Uses for Cloud Based Analytics
Despite potentially high-risks, businesses frequently find that cloud-based analytics are worth it. Receiving information about user behavior, site traffic, and process efficiency allows business owners to make intelligent, data-driven decisions.
For instance, when analysing a business website, data analytics can demonstrate the most-common client landing pages, which pages generate the most converting traffic, and how factors like load time and layout affect bounce rate. Social media campaigns can be analyzed based on what information is presented and what sort of recruitment result that has, and businesses can decide which of their blog posts to continually promote based on traffic performance.
Regardless of a business’ goals with analytics, the cloud trumps older analytics models with one specific feature: access. When information is stored in the cloud, it’s available anywhere there’s an internet connection. As businesses embrace the remote-work model and millennials are pushing the digital nomad movement, access is key to running a successful remote team.

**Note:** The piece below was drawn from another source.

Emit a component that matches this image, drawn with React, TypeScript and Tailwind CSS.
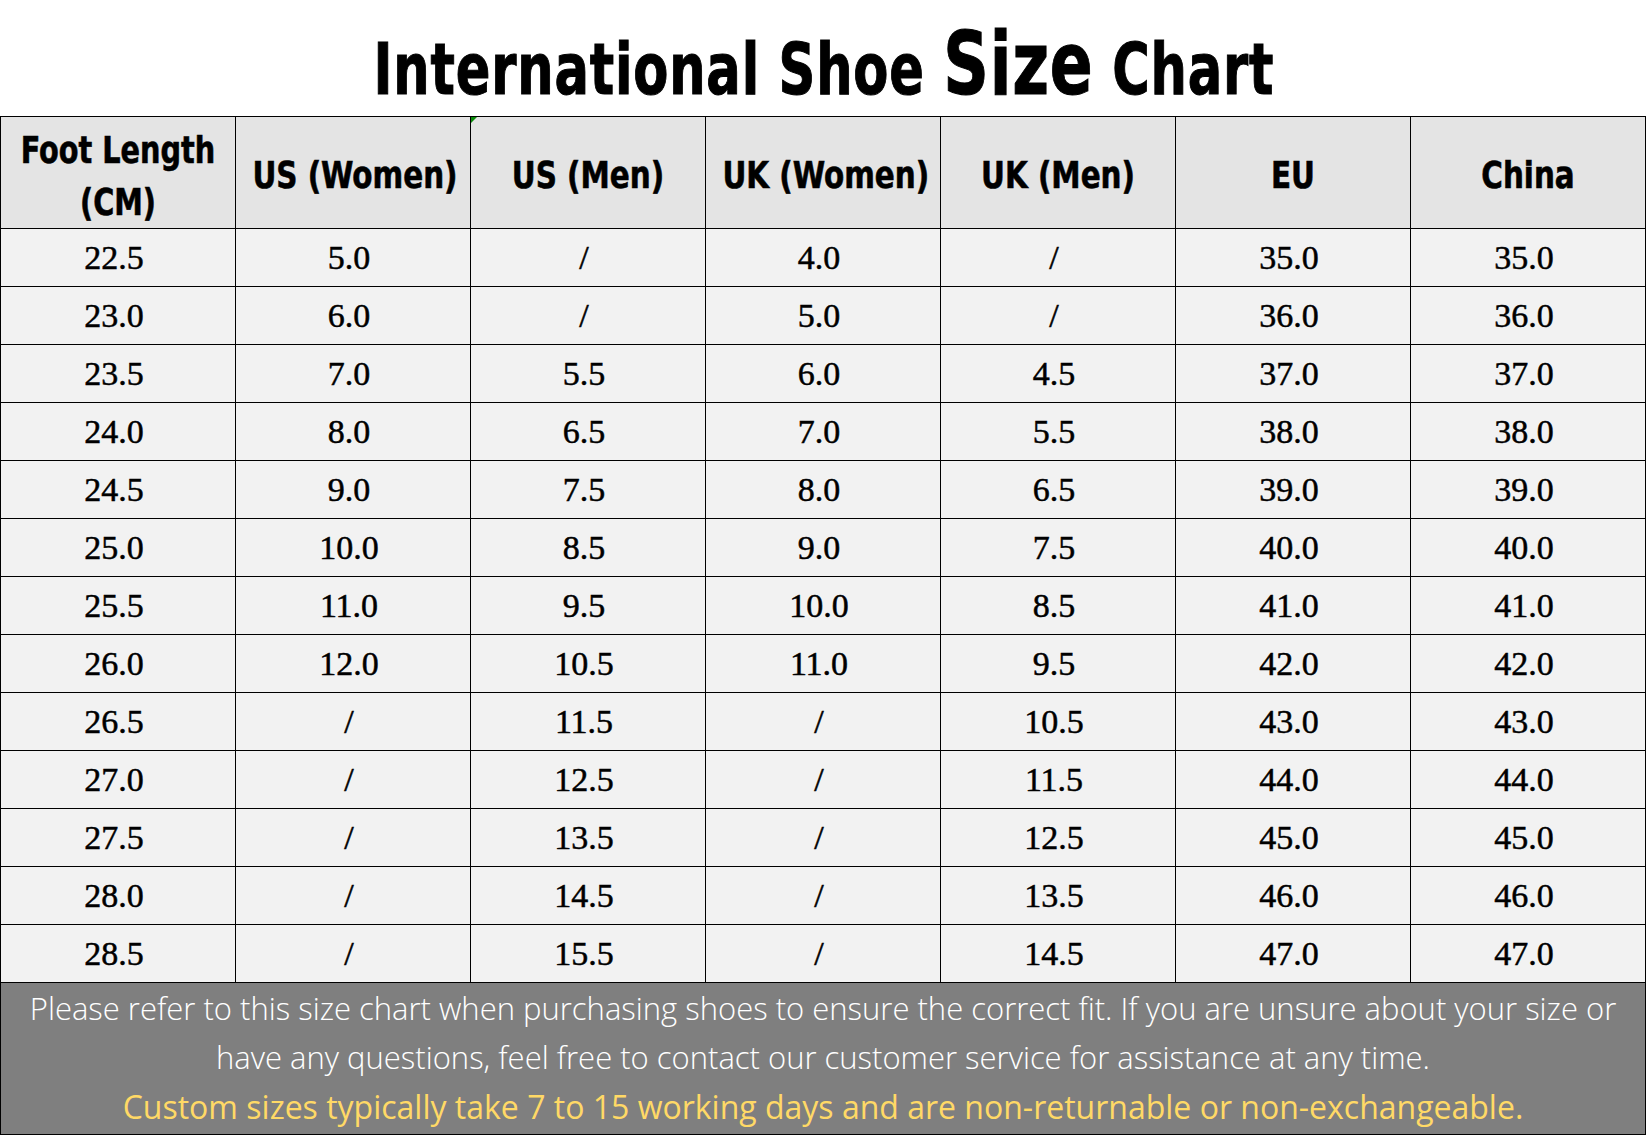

Future Implications for Analytics
Technology has a way of disrupting the status quo. Currently, cloud based analytics look to become the standard in business decision making, regardless of industry or business size. Most jobs already require a significant amount of computer-literacy, but as data analytics become more common, critical interpretation will be necessary on top of technical competency.
Businesses may look to bring more analysts on board to make use of the information brought in by analytics, from streamlining the financials to performing technical SEO audits. Highly effective business professionals will be required to understand data and statistical analysis more than relying on a gut-feeling, potentially driving up the prevalence of informatics courses in MBA programs.
Cybersecurity will also become a high-level concern for businesses, especially those who house sensitive client information. IT will play a larger role in community education, security, and best practices for the business. As the industry grows, it will be essential that cloud based analytics providers emphasise security development, and hybrid clouds may become more popular to avoid unnecessary exposure.
Author bio: Devin Morrissey prides himself on being a jack of all trades; his career trajectory is more a zigzag than an obvious trend, just the way he likes it. He pops up across the Pacific Northwest, though never in one place for long. You can follow him more reliably on Twitter.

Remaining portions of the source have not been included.